Before using the with_transform, the datasets.map function worked well with the tokenize function.

Thank you very much for your help!

The number of output examples should match the number of input examples in the transform function, so instead of removing empty lines with:

examples[self.text_column_name] = [
    line for line in examples[self.text_column_name] if len(line) > 0 and not line.isspace()
]

run a filter before with_transform like so:

raw_datasets.filter(lambda ex: len(ex[self.text_column_name]) > 0 and not ex[self.text_column_name].isspace())

Or, even better, use map instead of with_transform if there is enough disk space for the cache file (tokenization is the same across the epochs, so it’s more efficient to do it once than lazily each epoch):

def tokenize_function(self, examples):
    # Remove empty lines
    examples[self.text_column_name] = [
        line for line in examples[self.text_column_name] if len(line) > 0 and not line.isspace()
    ]
    return self.tokenizer(
       examples[self.text_column_name],
       padding=self.padding,
       truncation=True,
       max_length=self.max_seq_length,
       return_special_tokens_mask=True,
       return_tensors="np", # makes converting to Arrow faster (needed for caching)
    )

# map with `batched=True` can return less/more examples than there are in the input
tokenized_datasets = raw_datasets.map(tokenizer.tokenize_function, batched=True, remove_columns=raw_datasets["train"].column_names)

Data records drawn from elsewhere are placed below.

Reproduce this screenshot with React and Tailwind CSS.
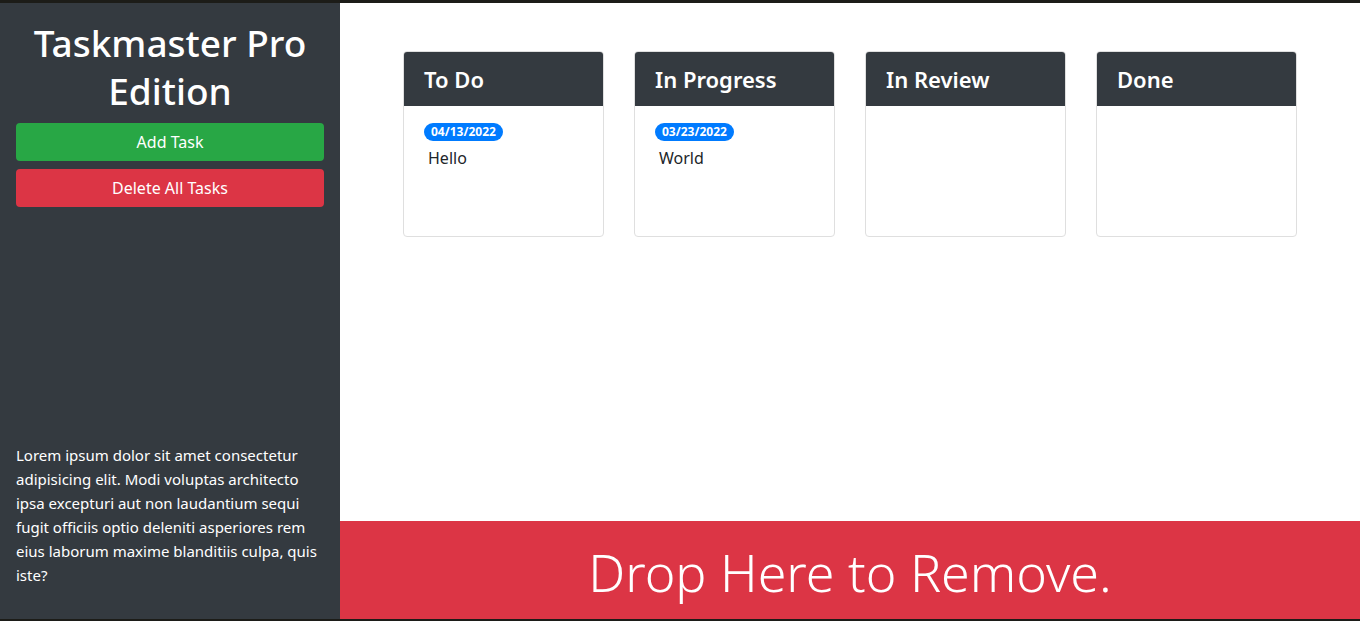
import React from "react";

const FONT = { fontFamily: '"Noto Sans", "Open Sans", sans-serif' };

const lists = [
  { title: "To Do", tasks: [{ date: "04/13/2022", text: "Hello" }] },
  { title: "In Progress", tasks: [{ date: "03/23/2022", text: "World" }] },
  { title: "In Review", tasks: [] },
  { title: "Done", tasks: [] },
];

function TaskList({ title, tasks }) {
  return (
    <div className="w-[201px] h-[186px] border border-[#dfdfdf] rounded-[4px] overflow-hidden bg-white">
      <div className="bg-[#343a40] h-[54px] px-5 flex items-center">
        <h3 className="text-white text-[22px] font-semibold leading-none">{title}</h3>
      </div>
      <ul className="px-5 pt-[12px]">
        {tasks.map((t) => (
          <li key={t.date} className="mb-2">
            <span className="inline-block bg-[#007bff] text-white text-[12px] font-bold leading-none rounded-full px-[7px] py-[3px]">
              {t.date}
            </span>
            <p className="text-[#212529] text-[16px] leading-6 mt-[4px] ml-1">{t.text}</p>
          </li>
        ))}
      </ul>
    </div>
  );
}

export default function App() {
  return (
    <div className="h-[621px] bg-[#1c1c18] pt-[3px] pb-[2px]" style={FONT}>
      <div className="flex h-full">
        {/* sidebar */}
        <aside className="w-[340px] bg-[#343a40] px-4 pt-[16px] pb-[32px] flex flex-col">
          <h1 className="text-white text-[37px] font-medium leading-[48px] text-center mb-2">
            Taskmaster Pro Edition
          </h1>
          <button className="h-[38px] w-full bg-[#28a745] text-white text-[16px] rounded-[4px] mb-2">
            Add Task
          </button>
          <button className="h-[38px] w-full bg-[#dc3545] text-white text-[16px] rounded-[4px]">
            Delete All Tasks
          </button>
          <p className="mt-auto text-white text-[15px] leading-6">
            Lorem ipsum dolor sit amet consectetur adipisicing elit. Modi voluptas architecto ipsa
            excepturi aut non laudantium sequi fugit officiis optio deleniti asperiores rem eius
            laborum maxime blanditiis culpa, quis iste?
          </p>
        </aside>

        {/* main */}
        <main className="flex-1 bg-white flex flex-col">
          <div className="flex-1 flex gap-[30px] pt-[48px] pl-[63px]">
            {lists.map((l) => (
              <TaskList key={l.title} title={l.title} tasks={l.tasks} />
            ))}
          </div>
          <div className="h-[98px] bg-[#dc3545] flex items-center justify-center">
            <span className="text-white text-[52px] font-light leading-none mt-[3px]">Drop Here to Remove.</span>
          </div>
        </main>
      </div>
    </div>
  );
}
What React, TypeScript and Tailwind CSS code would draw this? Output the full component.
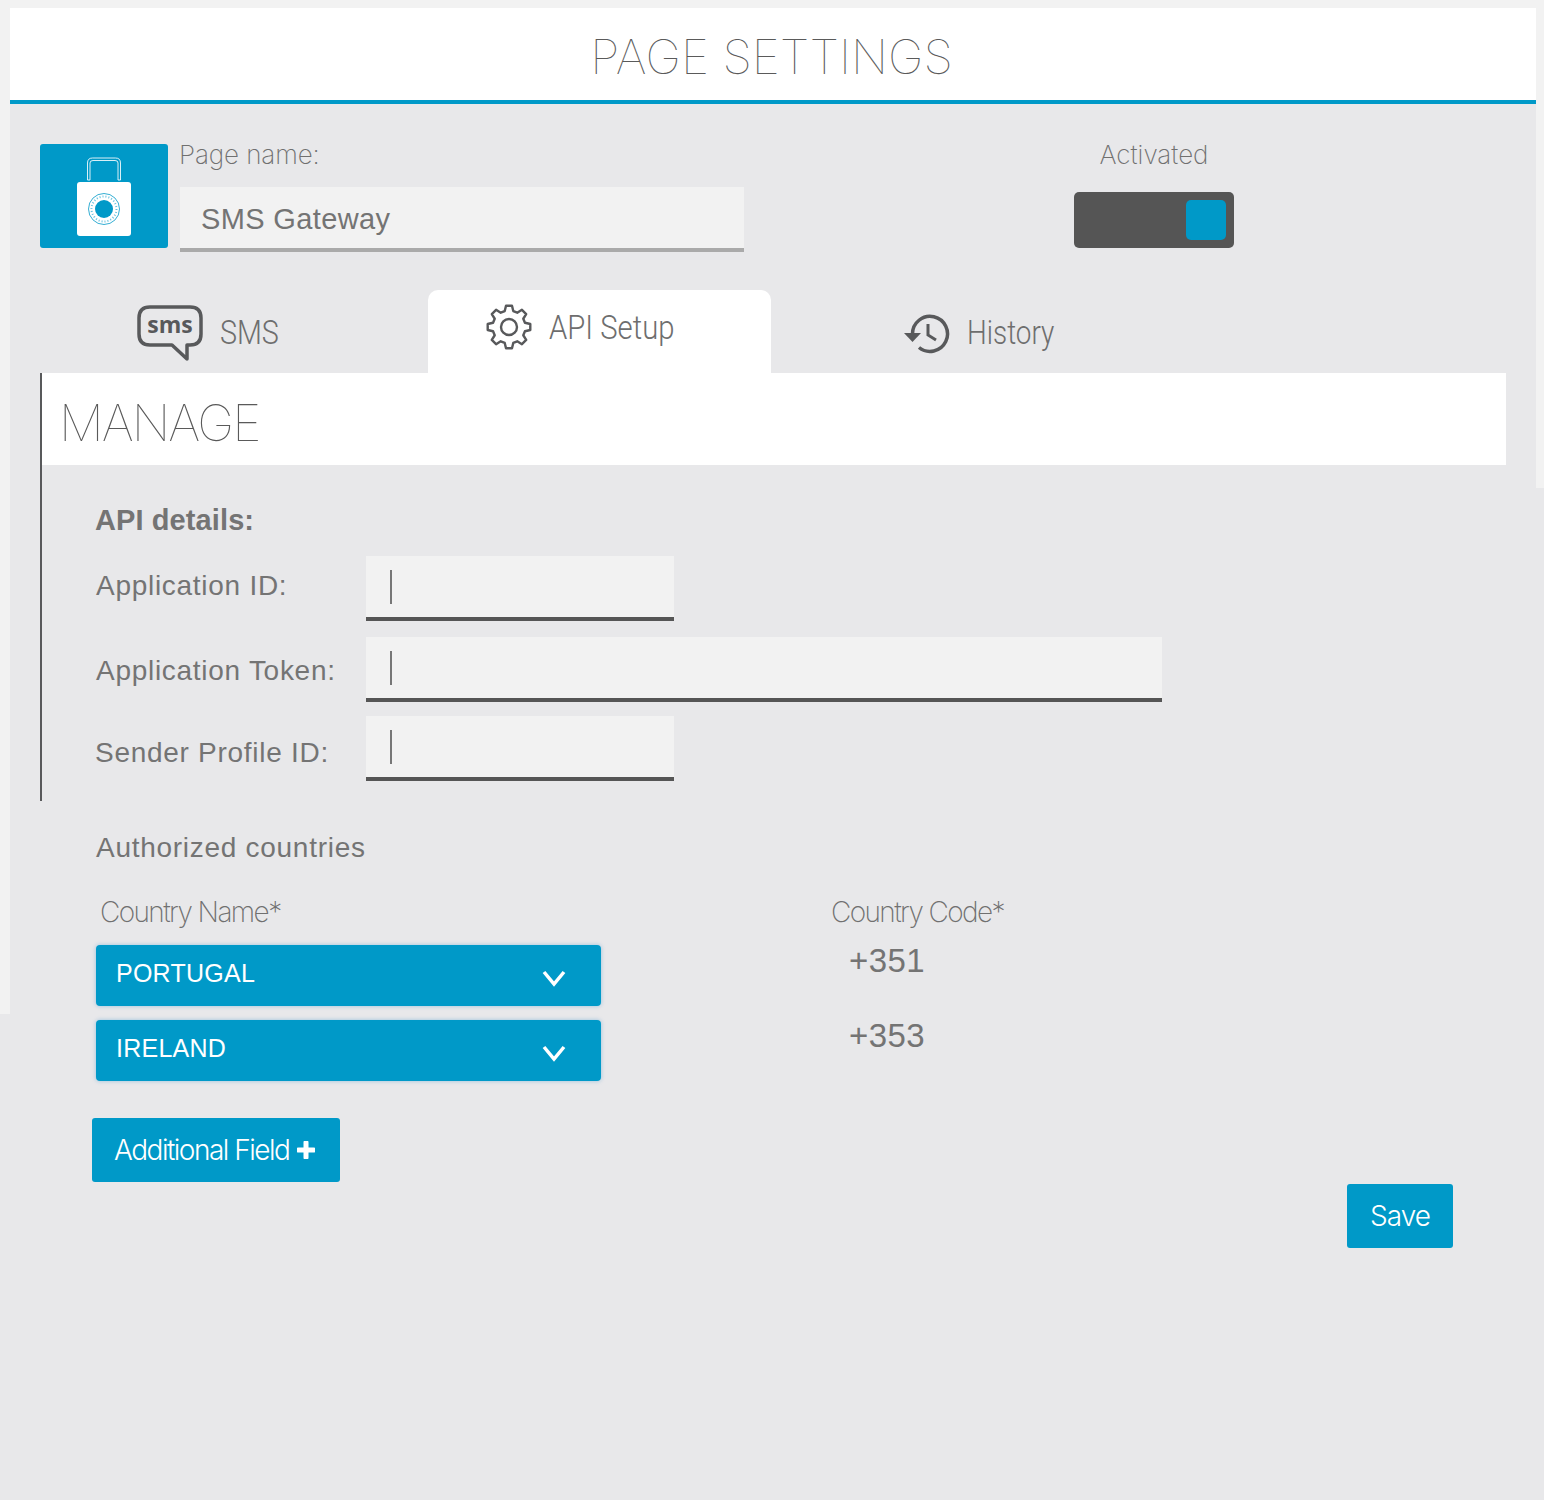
const GRAY = "#58595b";

// ─── Icons ────────────────────────────────────────────────────
function LockIcon() {
  return (
    <svg width="56" height="84" viewBox="0 0 56 84" fill="none">
      <path
        d="M11.5 24 V7 Q11.5 2 16.5 2 H39.5 Q44.5 2 44.5 7 V24 H42 V7 Q42 4.500 39 4.500 H17 Q14 4.500 14 7 V24 Z"
        stroke="#fff"
        strokeOpacity="0.85"
        strokeWidth="1"
      />
      <rect x="1" y="26" width="54" height="54" rx="3" fill="#fff" />
      <circle cx="28" cy="53" r="15.500" stroke="#0099c8" strokeWidth="0.8" />
      <circle cx="28" cy="53" r="12.500" stroke="#0099c8" strokeWidth="2" strokeDasharray="1 2" strokeOpacity="0.6" />
      <circle cx="28" cy="53" r="9" fill="#0099c8" />
    </svg>
  );
}

function SmsIcon() {
  return (
    <svg width="66" height="58" viewBox="0 0 66 58" fill="none">
      <path
        d="M13 2 H53 Q64 2 64 13 V29 Q64 40 53 40 H50 V54 L35 40 H13 Q2 40 2 29 V13 Q2 2 13 2 Z"
        stroke={GRAY}
        strokeWidth="3.500"
        strokeLinejoin="round"
      />
      <text x="33" y="28" textAnchor="middle" fill={GRAY} className="font-['Open_Sans',sans-serif] font-bold text-[23px]">
        sms
      </text>
    </svg>
  );
}

function GearIcon() {
  const pt = (deg: number, r: number) => {
    const a = (deg * Math.PI) / 180;
    return `${(23 + r * Math.sin(a)).toFixed(2)} ${(23 - r * Math.cos(a)).toFixed(2)}`;
  };
  let d = "";
  for (let i = 0; i < 8; i++) {
    const a = i * 45;
    d += `${i === 0 ? "M" : "L"}${pt(a - 15, 16.5)} L${pt(a - 8, 21.5)} L${pt(a + 8, 21.5)} L${pt(a + 15, 16.5)} `;
  }
  return (
    <svg width="46" height="46" viewBox="0 0 46 46" fill="none" stroke={GRAY} strokeWidth="2.400" strokeLinejoin="round">
      <path d={d + "Z"} />
      <circle cx="23" cy="23" r="8" />
    </svg>
  );
}

function HistoryIcon() {
  return (
    <svg width="46" height="42" viewBox="0 0 46 42" fill="none">
      <path d="M8.500 21 A17.500 17.500 0 1 1 15 34.500" stroke={GRAY} strokeWidth="3.500" />
      <path d="M0 20 H17 L8.500 29 Z" fill={GRAY} />
      <path d="M24 11 V22 L32 27" stroke={GRAY} strokeWidth="3" />
    </svg>
  );
}

function Chevron() {
  return (
    <svg width="24" height="18" viewBox="0 0 24 18" fill="none">
      <path d="M2 3 L12 15 L22 3" stroke="#fff" strokeWidth="3.500" />
    </svg>
  );
}

function PlusIcon() {
  return (
    <svg width="18" height="18" viewBox="0 0 18 18" fill="none">
      <path d="M9 1.500 V16.500 M1.500 9 H16.500" stroke="#fff" strokeWidth="5" strokeLinecap="round" />
    </svg>
  );
}

// ─── Small pieces ─────────────────────────────────────────────
function Field({ label, width, className, labelClass }: { label: string; width: string; className: string; labelClass: string }) {
  return (
    <div className={`flex items-start ${className}`}>
      <label className={`w-[271px] shrink-0 text-[28px] leading-[34px] tracking-[0.72px] text-[#747474] ${labelClass}`}>{label}</label>
      <div className={`${width} h-[65px] bg-[#f2f2f2] border-b-[4px] border-[#555555] flex items-center pl-6`}>
        <span className="w-[2px] h-[34px] bg-[#777777]" />
      </div>
    </div>
  );
}

function CountryRow({ name, code, className }: { name: string; code: string; className: string }) {
  return (
    <div className={`flex items-start ${className}`}>
      <div className="w-[505px] h-[61px] bg-[#0099c8] rounded-[4px] shadow-[0_0_4px_rgba(0,120,200,0.35)] flex items-center justify-between pl-5 pr-[35px] text-white text-[25px] tracking-[0.25px]">
        <span className="-mt-1">{name}</span>
        <span className="mt-1">
          <Chevron />
        </span>
      </div>
      <span className="ml-[248px] -mt-[3px] text-[33px] leading-[38px] tracking-[0.4px] text-[#747474]">{code}</span>
    </div>
  );
}

// ─── App ──────────────────────────────────────────────────────
export default function App() {
  return (
    <div className="w-[1544px] h-[1500px] bg-[#e8e8ea] font-['Liberation_Sans',Arial,sans-serif] overflow-hidden">
      <div className="h-2 bg-[#f2f2f2]" />
      <div className="flex items-start">
        <div className="w-[10px] h-[1006px] bg-[#f2f2f2] shrink-0" />
        <main className="w-[1526px] shrink-0">
          <header className="h-[96px] bg-white border-b-[4px] border-[#0099c8] flex items-center justify-center pt-[6px]">
            <h1 className="font-['Inter',sans-serif] font-thin text-[48px] text-[#5a5a5a] -ml-[3px]">PAGE SETTINGS</h1>
          </header>

          <section className="flex items-start pl-[30px] pt-[40px]">
            <div className="w-[128px] h-[104px] bg-[#0099c8] rounded-[3px] flex justify-center pt-3">
              <LockIcon />
            </div>
            <div className="ml-3 w-[564px] -mt-[7px]">
              <div className="font-['Inter',sans-serif] font-extralight text-[26px] leading-[36px] tracking-[-0.1px] text-[#707070] -ml-px">Page name:</div>
              <div className="mt-[14px] h-[65px] bg-[#f2f2f2] border-b-[4px] border-[#aaaaaa] flex items-center pl-[21px] pt-1 text-[29px] tracking-[0.36px] text-[#747474]">
                SMS Gateway
              </div>
            </div>
            <div className="ml-[330px] w-[160px] -mt-[7px] flex flex-col items-center">
              <div className="font-['Inter',sans-serif] font-extralight text-[26px] leading-[36px] text-[#707070]">Activated</div>
              <div className="mt-[19px] w-[160px] h-[56px] bg-[#555555] rounded-[5px] flex items-center justify-end pr-2">
                <span className="w-10 h-10 bg-[#0099c8] rounded-[5px]" />
              </div>
            </div>
          </section>

          <nav className="flex items-end ml-[30px] mt-[38px] h-[83px]">
            <div className="w-[388px] h-[83px] flex items-center pl-[97px] gap-[17px]">
              <span className="flex mt-1">
                <SmsIcon />
              </span>
              <span className="origin-left scale-x-[0.87] font-['Roboto',sans-serif] font-light text-[33px] text-[#6e6e6e] mt-[2px]">SMS</span>
            </div>
            <div className="w-[343px] h-[83px] bg-white rounded-t-[10px] flex items-center pl-[58px] gap-[17px] pb-2">
              <span className="flex -mt-[2px]">
                <GearIcon />
              </span>
              <span className="origin-left scale-x-[0.887] font-['Roboto',sans-serif] font-light text-[33px] text-[#6e6e6e]">API Setup</span>
            </div>
            <div className="h-[83px] flex items-center pl-[133px] gap-[17px]">
              <span className="flex mt-1">
                <HistoryIcon />
              </span>
              <span className="origin-left scale-x-[0.845] font-['Roboto',sans-serif] font-light text-[33px] text-[#6e6e6e] mt-[2px]">History</span>
            </div>
          </nav>

          <div className="ml-[30px] w-[1466px] border-l-2 border-[#58595b] h-[428px]">
            <div className="h-[92px] bg-white flex items-center pl-[17px] pt-2">
              <h2 className="font-['Inter',sans-serif] font-thin text-[50px] text-[#5a5a5a] tracking-[-2px]">MANAGE</h2>
            </div>
            <div className="pl-[53px] pt-[37px]">
              <h3 className="font-bold text-[29px] leading-[36px] tracking-[0.1px] text-[#747474]">API details:</h3>
              <Field label="Application ID:" width="w-[308px]" className="mt-[18px]" labelClass="pl-px pt-[13px]" />
              <Field label="Application Token:" width="w-[796px]" className="mt-4" labelClass="pl-px pt-[17px]" />
              <Field label="Sender Profile ID:" width="w-[308px]" className="mt-[14px]" labelClass="pt-5" />
            </div>
          </div>

          <section className="pl-[86px]">
            <h3 className="mt-[30px] text-[28px] leading-[34px] tracking-[0.72px] text-[#747474]">Authorized countries</h3>
            <div className="mt-[29px] flex font-['Inter',sans-serif] font-extralight text-[28px] leading-[36px] tracking-[-1.6px] text-[#707070]">
              <span className="w-[735px] pl-1">Country Name*</span>
              <span>Country Code*</span>
            </div>
            <CountryRow name="PORTUGAL" code="+351" className="mt-[15px]" />
            <CountryRow name="IRELAND" code="+353" className="mt-[14px]" />
            <button className="mt-[37px] -ml-1 w-[248px] h-16 bg-[#0099c8] rounded-[3px] flex items-center pl-[22px] gap-2 font-['Inter',sans-serif] font-light text-[28px] tracking-[-1.5px] text-white">
              Additional Field
              <PlusIcon />
            </button>
            <button className="mt-[2px] ml-[1251px] w-[106px] h-16 bg-[#0099c8] rounded-[3px] flex items-center justify-center font-['Inter',sans-serif] font-light text-[28px] tracking-[-1px] text-white">
              Save
            </button>
          </section>
        </main>
        <div className="w-2 h-[480px] bg-[#f2f2f2] shrink-0" />
      </div>
    </div>
  );
}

it can be related to IndexError: Invalid key: 16 is out of bounds for size 0 - #3 by Isma

Thank you all for your help!
I decided not to use transform to implement lazy tokenization.
But now I am facing another problem: the data is too big, and the tokenization, DataCollator steps before training will cost too much time!
Does huggingface transformer support to distribute such data processes into many computers to enhance executing speed?